Task description ::
Your copy of the material must match it exactly, except that pictures are dropped.

** begin Source material **

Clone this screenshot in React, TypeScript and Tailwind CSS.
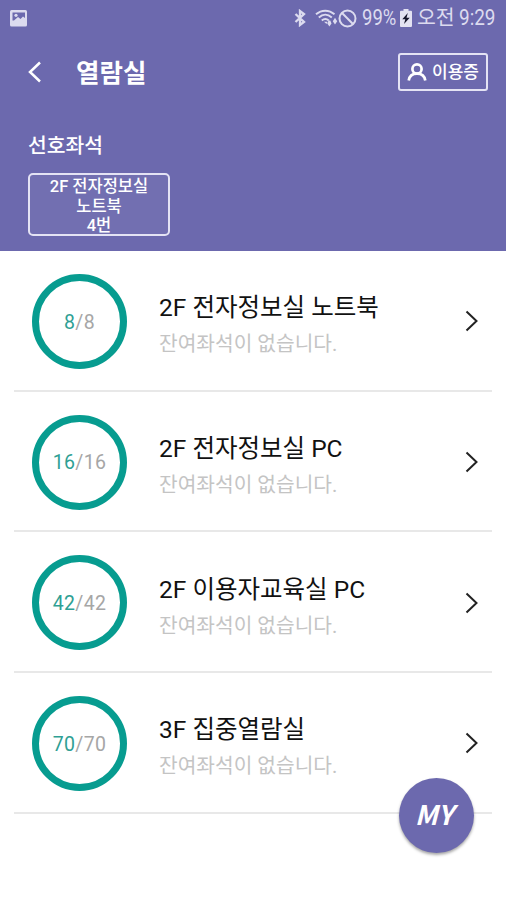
import type { ReactNode } from 'react'

interface Room {
  name: string
  used: number
  total: number
}

const rooms: Room[] = [
  { name: '2F 전자정보실 노트북', used: 8, total: 8 },
  { name: '2F 전자정보실 PC', used: 16, total: 16 },
  { name: '2F 이용자교육실 PC', used: 42, total: 42 },
  { name: '3F 집중열람실', used: 70, total: 70 },
]

function PictureIcon() {
  return (
    <svg className="h-[17px] w-[17px]" viewBox="0 0 17 17">
      <rect width="17" height="16.500" rx="1.500" fill="#dcdbef" />
      <path d="M2.500 2.500h12.500v5.500l-2-1.500-2.500 2.500-2.500-2-4 3.500h-1.500z" fill="#6c69ae" />
      <circle cx="6" cy="5.300" r="1.600" fill="#dcdbef" />
    </svg>
  )
}

function BluetoothIcon() {
  return (
    <svg className="h-[18px] w-3" viewBox="0 0 12 18" fill="none" stroke="currentColor" strokeWidth="2.300">
      <path d="M1.500 5l8.500 8-4 3v-14l4 3-8.500 8" />
    </svg>
  )
}

function WifiIcon() {
  return (
    <svg className="h-[18px] w-[23px]" viewBox="0 0 23 18" fill="none" stroke="currentColor" strokeWidth="1.900">
      <path d="M1 5.300c5.500-4.800 13-4.800 18.500 0M3.800 8.500c4-3.600 9-3.600 13 0M6.800 11.500c2.200-2 4.800-2 7 0" />
      <path d="M9 12.700h3.500l-1 2.300zM12.300 14.500l1.200-3h1.800l1.200 3-2.100 3zM20 8.800l2.200 3.500-2.200 3.200-2.200-3.200z" fill="currentColor" stroke="none" />
    </svg>
  )
}

function BlockedIcon() {
  return (
    <svg className="h-[19px] w-[19px]" viewBox="0 0 19 19" fill="none" stroke="currentColor" strokeWidth="2">
      <circle cx="9.500" cy="9.500" r="8" />
      <path d="M3.800 3.800l11.400 11.400" />
    </svg>
  )
}

function BatteryIcon() {
  return (
    <svg className="h-[18px] w-3" viewBox="0 0 12 18">
      <path d="M3.500 0h5v1.800H11a1 1 0 011 1V17a1 1 0 01-1 1H1a1 1 0 01-1-1V2.800a1 1 0 011-1h2.500z" fill="#e3e2f2" />
      <path d="M7.800 4L2.300 10.300h3L4 15l5.700-6.300H6.500z" fill="#16162c" />
    </svg>
  )
}

function UserIcon() {
  return (
    <svg className="h-[18px] w-5" viewBox="0 0 20 18" fill="none" stroke="currentColor" strokeWidth="2.700">
      <circle cx="10" cy="6" r="4.600" />
      <path d="M1.700 17.500c.6-4.200 3.500-6.900 8.300-6.900s7.700 2.700 8.300 6.900" />
    </svg>
  )
}

function Chevron({ className, children }: { className: string; children: ReactNode }) {
  return (
    <svg className={className} viewBox="0 0 14 22" fill="none" stroke="currentColor">
      {children}
    </svg>
  )
}

function StatusBar() {
  return (
    <div className="flex h-9 items-center justify-between pl-[10px] pr-[11px] text-[#dcdbef]">
      <PictureIcon />
      <div className="flex items-center">
        <div className="mr-[9px]">
          <BluetoothIcon />
        </div>
        <WifiIcon />
        <BlockedIcon />
        <span className="ml-[5px] w-[35px] origin-left scale-x-[0.84] whitespace-nowrap text-[22px] leading-none">99%</span>
        <div className="ml-[3px]">
          <BatteryIcon />
        </div>
        <span className="ml-[5px] w-[37px] whitespace-nowrap text-[20.500px] leading-none">오전</span>
        <span className="ml-[5px] w-[36px] origin-left scale-x-[0.86] whitespace-nowrap text-[22px] leading-none">9:29</span>
      </div>
    </div>
  )
}

function RoomRow({ room }: { room: Room }) {
  return (
    <li className="mx-[14px] flex h-[140.700px] items-center border-b-2 border-[#e8e8e8] pl-[18px] pr-[13px] pt-[2px]">
      <div className="flex size-[95px] shrink-0 items-center justify-center rounded-full border-[7px] border-[#079c90] pt-[2px] text-[19.500px] tracking-[0.3px] text-[#a6a6a6]">
        <span className="text-[#2f9f94]">{room.used}</span>/{room.total}
      </div>
      <div className="ml-8 flex-1 whitespace-nowrap pt-[10px]">
        <p className="text-[24.500px] leading-9 text-[#111]">{room.name}</p>
        <p className="text-[20.300px] leading-9 text-[#c4c4c4]">잔여좌석이 없습니다.</p>
      </div>
      <Chevron className="h-[22px] w-[14px] text-[#222]">
        <path d="M1.500 1.500L11.500 11l-10 9.500" strokeWidth="2" />
      </Chevron>
    </li>
  )
}

export default function App() {
  return (
    <div className="relative h-[900px] w-full overflow-hidden bg-white font-[Roboto,'Noto_Sans_CJK_KR',sans-serif]">
      <header className="h-[251px] bg-[#6c69ae] text-white">
        <StatusBar />
        <div className="flex h-[72px] items-center pl-7 pr-[18px]">
          <Chevron className="h-[22px] w-[14px]">
            <path d="M12 1.500L2 11l10 9.500" strokeWidth="2.500" />
          </Chevron>
          <h1 className="ml-[34px] flex-1 pt-1 text-[25.500px] font-bold leading-none">열람실</h1>
          <button className="flex h-[38px] w-[90px] items-center justify-center gap-[5px] rounded-[3px] border-2 border-[#e4e3f4] text-[17px] font-medium" type="button">
            <UserIcon />
            <span className="pt-[2px]">이용증</span>
          </button>
        </div>
        <section className="pl-7 pt-6">
          <h2 className="text-[20.400px] font-medium leading-7">선호좌석</h2>
          <button className="mt-[13px] flex h-[63px] w-[142px] flex-col items-center justify-center rounded-[5px] border-2 border-[#e4e3f4] bg-[#726fb1] pt-1 text-[16.500px] font-medium leading-[19.500px]" type="button">
            <span>2F 전자정보실</span>
            <span>노트북</span>
            <span>4번</span>
          </button>
        </section>
      </header>

      <ul>
        {rooms.map((room) => (
          <RoomRow key={room.name} room={room} />
        ))}
      </ul>

      <button
        className="absolute left-[399px] top-[778px] size-[75px] rounded-full bg-[#6c69ae] pb-[3px] pr-[5px] font-['Noto_Sans_CJK_KR',sans-serif] text-[27px] font-bold italic text-white shadow-[0_2px_3px_rgba(0,0,0,0.35)]"
        type="button"
      >
        MY
      </button>
    </div>
  )
}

** end Source material **

Answer for the task ::
Clone this screenshot in React, TypeScript and Tailwind CSS.
import type { ReactNode } from 'react'

interface Room {
  name: string
  used: number
  total: number
}

const rooms: Room[] = [
  { name: '2F 전자정보실 노트북', used: 8, total: 8 },
  { name: '2F 전자정보실 PC', used: 16, total: 16 },
  { name: '2F 이용자교육실 PC', used: 42, total: 42 },
  { name: '3F 집중열람실', used: 70, total: 70 },
]

function PictureIcon() {
  return (
    <svg className="h-[17px] w-[17px]" viewBox="0 0 17 17">
      <rect width="17" height="16.500" rx="1.500" fill="#dcdbef" />
      <path d="M2.500 2.500h12.500v5.500l-2-1.500-2.500 2.500-2.500-2-4 3.500h-1.500z" fill="#6c69ae" />
      <circle cx="6" cy="5.300" r="1.600" fill="#dcdbef" />
    </svg>
  )
}

function BluetoothIcon() {
  return (
    <svg className="h-[18px] w-3" viewBox="0 0 12 18" fill="none" stroke="currentColor" strokeWidth="2.300">
      <path d="M1.500 5l8.500 8-4 3v-14l4 3-8.500 8" />
    </svg>
  )
}

function WifiIcon() {
  return (
    <svg className="h-[18px] w-[23px]" viewBox="0 0 23 18" fill="none" stroke="currentColor" strokeWidth="1.900">
      <path d="M1 5.300c5.500-4.800 13-4.800 18.500 0M3.800 8.500c4-3.600 9-3.600 13 0M6.800 11.500c2.200-2 4.800-2 7 0" />
      <path d="M9 12.700h3.500l-1 2.300zM12.300 14.500l1.200-3h1.800l1.200 3-2.100 3zM20 8.800l2.200 3.500-2.200 3.200-2.200-3.200z" fill="currentColor" stroke="none" />
    </svg>
  )
}

function BlockedIcon() {
  return (
    <svg className="h-[19px] w-[19px]" viewBox="0 0 19 19" fill="none" stroke="currentColor" strokeWidth="2">
      <circle cx="9.500" cy="9.500" r="8" />
      <path d="M3.800 3.800l11.400 11.400" />
    </svg>
  )
}

function BatteryIcon() {
  return (
    <svg className="h-[18px] w-3" viewBox="0 0 12 18">
      <path d="M3.500 0h5v1.800H11a1 1 0 011 1V17a1 1 0 01-1 1H1a1 1 0 01-1-1V2.800a1 1 0 011-1h2.500z" fill="#e3e2f2" />
      <path d="M7.800 4L2.300 10.300h3L4 15l5.700-6.300H6.500z" fill="#16162c" />
    </svg>
  )
}

function UserIcon() {
  return (
    <svg className="h-[18px] w-5" viewBox="0 0 20 18" fill="none" stroke="currentColor" strokeWidth="2.700">
      <circle cx="10" cy="6" r="4.600" />
      <path d="M1.700 17.500c.6-4.200 3.500-6.900 8.300-6.900s7.700 2.700 8.300 6.900" />
    </svg>
  )
}

function Chevron({ className, children }: { className: string; children: ReactNode }) {
  return (
    <svg className={className} viewBox="0 0 14 22" fill="none" stroke="currentColor">
      {children}
    </svg>
  )
}

function StatusBar() {
  return (
    <div className="flex h-9 items-center justify-between pl-[10px] pr-[11px] text-[#dcdbef]">
      <PictureIcon />
      <div className="flex items-center">
        <div className="mr-[9px]">
          <BluetoothIcon />
        </div>
        <WifiIcon />
        <BlockedIcon />
        <span className="ml-[5px] w-[35px] origin-left scale-x-[0.84] whitespace-nowrap text-[22px] leading-none">99%</span>
        <div className="ml-[3px]">
          <BatteryIcon />
        </div>
        <span className="ml-[5px] w-[37px] whitespace-nowrap text-[20.500px] leading-none">오전</span>
        <span className="ml-[5px] w-[36px] origin-left scale-x-[0.86] whitespace-nowrap text-[22px] leading-none">9:29</span>
      </div>
    </div>
  )
}

function RoomRow({ room }: { room: Room }) {
  return (
    <li className="mx-[14px] flex h-[140.700px] items-center border-b-2 border-[#e8e8e8] pl-[18px] pr-[13px] pt-[2px]">
      <div className="flex size-[95px] shrink-0 items-center justify-center rounded-full border-[7px] border-[#079c90] pt-[2px] text-[19.500px] tracking-[0.3px] text-[#a6a6a6]">
        <span className="text-[#2f9f94]">{room.used}</span>/{room.total}
      </div>
      <div className="ml-8 flex-1 whitespace-nowrap pt-[10px]">
        <p className="text-[24.500px] leading-9 text-[#111]">{room.name}</p>
        <p className="text-[20.300px] leading-9 text-[#c4c4c4]">잔여좌석이 없습니다.</p>
      </div>
      <Chevron className="h-[22px] w-[14px] text-[#222]">
        <path d="M1.500 1.500L11.500 11l-10 9.500" strokeWidth="2" />
      </Chevron>
    </li>
  )
}

export default function App() {
  return (
    <div className="relative h-[900px] w-full overflow-hidden bg-white font-[Roboto,'Noto_Sans_CJK_KR',sans-serif]">
      <header className="h-[251px] bg-[#6c69ae] text-white">
        <StatusBar />
        <div className="flex h-[72px] items-center pl-7 pr-[18px]">
          <Chevron className="h-[22px] w-[14px]">
            <path d="M12 1.500L2 11l10 9.500" strokeWidth="2.500" />
          </Chevron>
          <h1 className="ml-[34px] flex-1 pt-1 text-[25.500px] font-bold leading-none">열람실</h1>
          <button className="flex h-[38px] w-[90px] items-center justify-center gap-[5px] rounded-[3px] border-2 border-[#e4e3f4] text-[17px] font-medium" type="button">
            <UserIcon />
            <span className="pt-[2px]">이용증</span>
          </button>
        </div>
        <section className="pl-7 pt-6">
          <h2 className="text-[20.400px] font-medium leading-7">선호좌석</h2>
          <button className="mt-[13px] flex h-[63px] w-[142px] flex-col items-center justify-center rounded-[5px] border-2 border-[#e4e3f4] bg-[#726fb1] pt-1 text-[16.500px] font-medium leading-[19.500px]" type="button">
            <span>2F 전자정보실</span>
            <span>노트북</span>
            <span>4번</span>
          </button>
        </section>
      </header>

      <ul>
        {rooms.map((room) => (
          <RoomRow key={room.name} room={room} />
        ))}
      </ul>

      <button
        className="absolute left-[399px] top-[778px] size-[75px] rounded-full bg-[#6c69ae] pb-[3px] pr-[5px] font-['Noto_Sans_CJK_KR',sans-serif] text-[27px] font-bold italic text-white shadow-[0_2px_3px_rgba(0,0,0,0.35)]"
        type="button"
      >
        MY
      </button>
    </div>
  )
}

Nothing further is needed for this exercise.